Swiss National Supercomputing Centre (CSCS) and Università della Svizzera Italiana
Jul 2023 · 1 week

This course focused on the effective exploitation of state-of-the-art hybrid High-Performance Computing (HPC) systems with a special focus on GPU programming. The following topics were covered:

  • GPU architectures
  • GPU programming (CUDA)
    • Programming model
    • Memory management
    • Performance optimization and scientific libraries
  • Python HPC libraries (NumPy, SciPy, CuPy, Numba, Dask)
    • NumPy-like libraries for both CPUs and GPUS computing
    • Just-in-time compilation from Python code
    • Distributed workloads on HPC clusters

Certificate of participation

Modern Machine Learning Summer School 2023

Machine Learning Genoa Center (MaLGa)
Jun 2023 · 1 week

Summer School on the latest developments in Machine Learning organized by the Machine Learning Genoa Center (MaLGa).

After a boot camp on the first day (on statistical learning, machine learning models and optimization for machine learning), the rest of the week was dedicated to introducing modern topics, including: implicit regularization, sketching, reinforcement learning, machine learning for inverse problems, optimal transport for machine learning, fairness in machine learning.

Certificate of participation

Oxford Machine Learning Summer School 2022

University of Oxford
Aug 2022 · 2 weeks
OxML 2022 covers some of the most important topics in ML/DL that the field is showing a growing interest in (e.g., statistical/probabilistic ML, representation learning, reinforcement learning, causal inference, vision & NLP, geometrical DL, ...) and their applications in sustainable development goals (SDGs, or Global Goals).

The school program consisted of two tracks, Machine Learning for Health and Machine Learning for Finance, plus an optional module on Machine Learning Foundamentals.

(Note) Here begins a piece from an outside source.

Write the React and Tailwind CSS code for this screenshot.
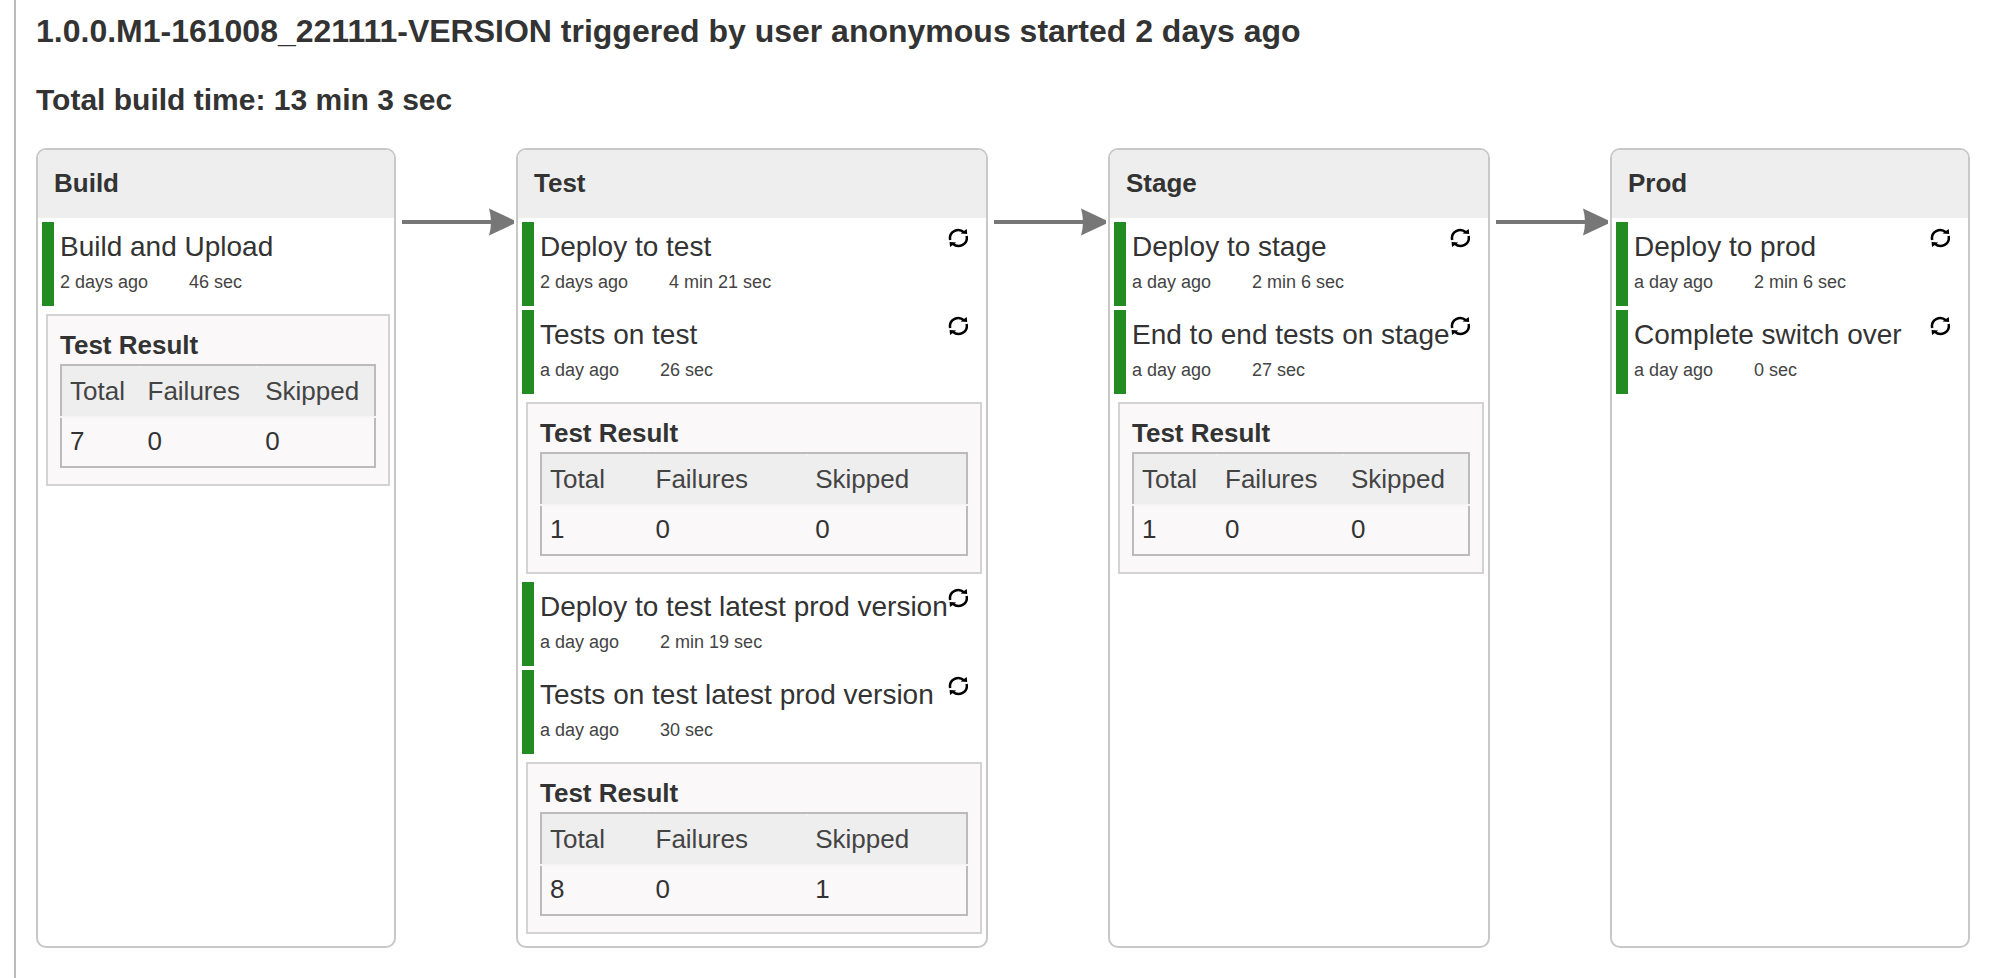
const stages = [
  {
    name: "Build",
    tasks: [
      { name: "Build and Upload", when: "2 days ago", took: "46 sec", tests: [7, 0, 0] },
    ],
  },
  {
    name: "Test",
    tasks: [
      { name: "Deploy to test", when: "2 days ago", took: "4 min 21 sec", rebuild: true },
      { name: "Tests on test", when: "a day ago", took: "26 sec", rebuild: true, tests: [1, 0, 0] },
      { name: "Deploy to test latest prod version", when: "a day ago", took: "2 min 19 sec", rebuild: true },
      { name: "Tests on test latest prod version", when: "a day ago", took: "30 sec", rebuild: true, tests: [8, 0, 1] },
    ],
  },
  {
    name: "Stage",
    tasks: [
      { name: "Deploy to stage", when: "a day ago", took: "2 min 6 sec", rebuild: true },
      { name: "End to end tests on stage", when: "a day ago", took: "27 sec", rebuild: true, tests: [1, 0, 0] },
    ],
  },
  {
    name: "Prod",
    tasks: [
      { name: "Deploy to prod", when: "a day ago", took: "2 min 6 sec", rebuild: true },
      { name: "Complete switch over", when: "a day ago", took: "0 sec", rebuild: true },
    ],
  },
];

function RebuildIcon() {
  return (
    <svg viewBox="0 0 20 20" className="block size-5" aria-hidden="true">
      <g fill="none" stroke="#000" strokeWidth="2.5">
        <path d="M2.2 11.9A8.3 8.1 0 0 1 15.9 4.2" />
        <path d="M18.6 8.1A8.3 8.1 0 0 1 4.9 15.8" />
      </g>
      <path d="M18.8 0.9L19.2 6L12.6 5.6L15.2 3.4Z" />
      <path d="M2 19.1L1.6 14L8.2 14.4L5.6 16.6Z" />
    </svg>
  );
}

function Arrow() {
  return (
    <svg viewBox="0 0 120 28" className="mt-15 block h-7 w-30" aria-hidden="true">
      <path d="M6 12H97V16H6Z" fill="#777" />
      <path d="M93 0.5L118 12.2V15.8L93 27.5Q97 14 93 0.5Z" fill="#777" />
    </svg>
  );
}

function TestResult({ counts }) {
  return (
    <section className="my-1 ml-1 border-2 border-[#d3d3d3] bg-[#faf8f9] px-3 pt-[11px] pb-4">
      <h3 className="pb-px text-[26px] leading-9 font-bold">Test Result</h3>
      <table className="w-full border-collapse border-2 border-[#bbb] text-left text-[26px]">
        <colgroup>
          <col className="w-1/4" />
          <col className="w-3/8" />
          <col className="w-3/8" />
        </colgroup>
        <thead>
          <tr>
            {["Total", "Failures", "Skipped"].map((label) => (
              <th
                key={label}
                scope="col"
                className="rounded-t-sm border-b-2 border-b-[#f5f5f5] bg-[#eee] p-2 leading-[34px] font-normal text-[#444]"
              >
                {label}
              </th>
            ))}
          </tr>
        </thead>
        <tbody>
          <tr>
            {counts.map((count, i) => (
              <td key={i} className="px-2 pt-[7px] pb-[9px] leading-8">
                {count}
              </td>
            ))}
          </tr>
        </tbody>
      </table>
    </section>
  );
}

function Task({ task }) {
  return (
    <li className="flex flex-col gap-1">
      <div className="flex h-21 items-start justify-between border-l-12 border-[#228b22] pr-3.5 pl-1.5">
        <div className="pt-[9px]">
          <div className="text-[28px] leading-8 whitespace-nowrap">{task.name}</div>
          <div className="flex gap-[41px] pt-[7px] text-lg leading-6 whitespace-nowrap text-[#444]">
            <span>{task.when}</span>
            <span>{task.took}</span>
          </div>
        </div>
        {task.rebuild && (
          <button type="button" aria-label={"Rebuild " + task.name} className="mt-1.5 cursor-pointer">
            <RebuildIcon />
          </button>
        )}
      </div>
      {task.tests && <TestResult counts={task.tests} />}
    </li>
  );
}

function Stage({ stage }) {
  return (
    <section className="overflow-hidden rounded-[10px] border-2 border-[#c8c8c8] bg-white">
      <h2 className="bg-[#eee] px-4 pt-[15px] pb-[17px] text-[26px] leading-9 font-bold">{stage.name}</h2>
      <ul className="flex flex-col gap-1 px-1 pt-1 pb-2">
        {stage.tasks.map((task) => (
          <Task key={task.name} task={task} />
        ))}
      </ul>
    </section>
  );
}

export default function App() {
  return (
    <div className="min-h-screen bg-white pl-3.5 font-['Liberation_Sans',Arial,sans-serif] text-[#333]">
      <main className="min-h-screen border-l-2 border-[#bbb] pr-[42px] pb-7 pl-5">
        <h1 className="pt-[11px] text-[32px] leading-10 font-bold whitespace-nowrap">
          1.0.0.M1-161008_221111-VERSION triggered by user anonymous started 2 days ago
        </h1>
        <p className="pt-[29px] text-[30px] leading-10 font-bold">Total build time: 13 min 3 sec</p>
        <div className="mt-7 grid grid-cols-[360fr_120px_472fr_120px_382fr_120px_360fr]">
          {stages.flatMap((stage, i) => [
            i > 0 && <Arrow key={stage.name + "-arrow"} />,
            <Stage key={stage.name} stage={stage} />,
          ])}
        </div>
      </main>
    </div>
  );
}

In addition to the lectures, the school included 2 workshops:

  • "AI frameworks from research to production, illustrated by PyTorch journey" by Vincent Moens
  • "Introduction to Quantum Machine Learning" by James Cruise and Julian van Velzen

Certificate of participation

Member of the Mission Analysis team

Alba CubeSat Unipd
Oct 2020 - Jun 2022 · 1 yr 9 mos

Alba Cubesat is a team of students who, followed by professors from the University of Padua, aim to design, build and send a CubeSat into orbit, joining the "Fly Your Satellite" Program, promoted by the ESA Education Office.

Guided by the needs of the other subgroups (Payloads, EPS, TTC&OBC, ...), the task of my team was to study the orbit and the space environment, using tools such as Matlab, Spenvis, Master and Drama by ESA. More in detail, some of our tasks were to determine the orbital parameters, estimate the life time, and perform the risk assessment, both in orbit from radiation and debris and during the return in the atmosphere. On top of this, we also dealt with the definition of the Mission Phases and the realisation of the Ground Segment. To achieve such difficult results, we held weekly alignment meetings both within the individual teams and among the team leaders .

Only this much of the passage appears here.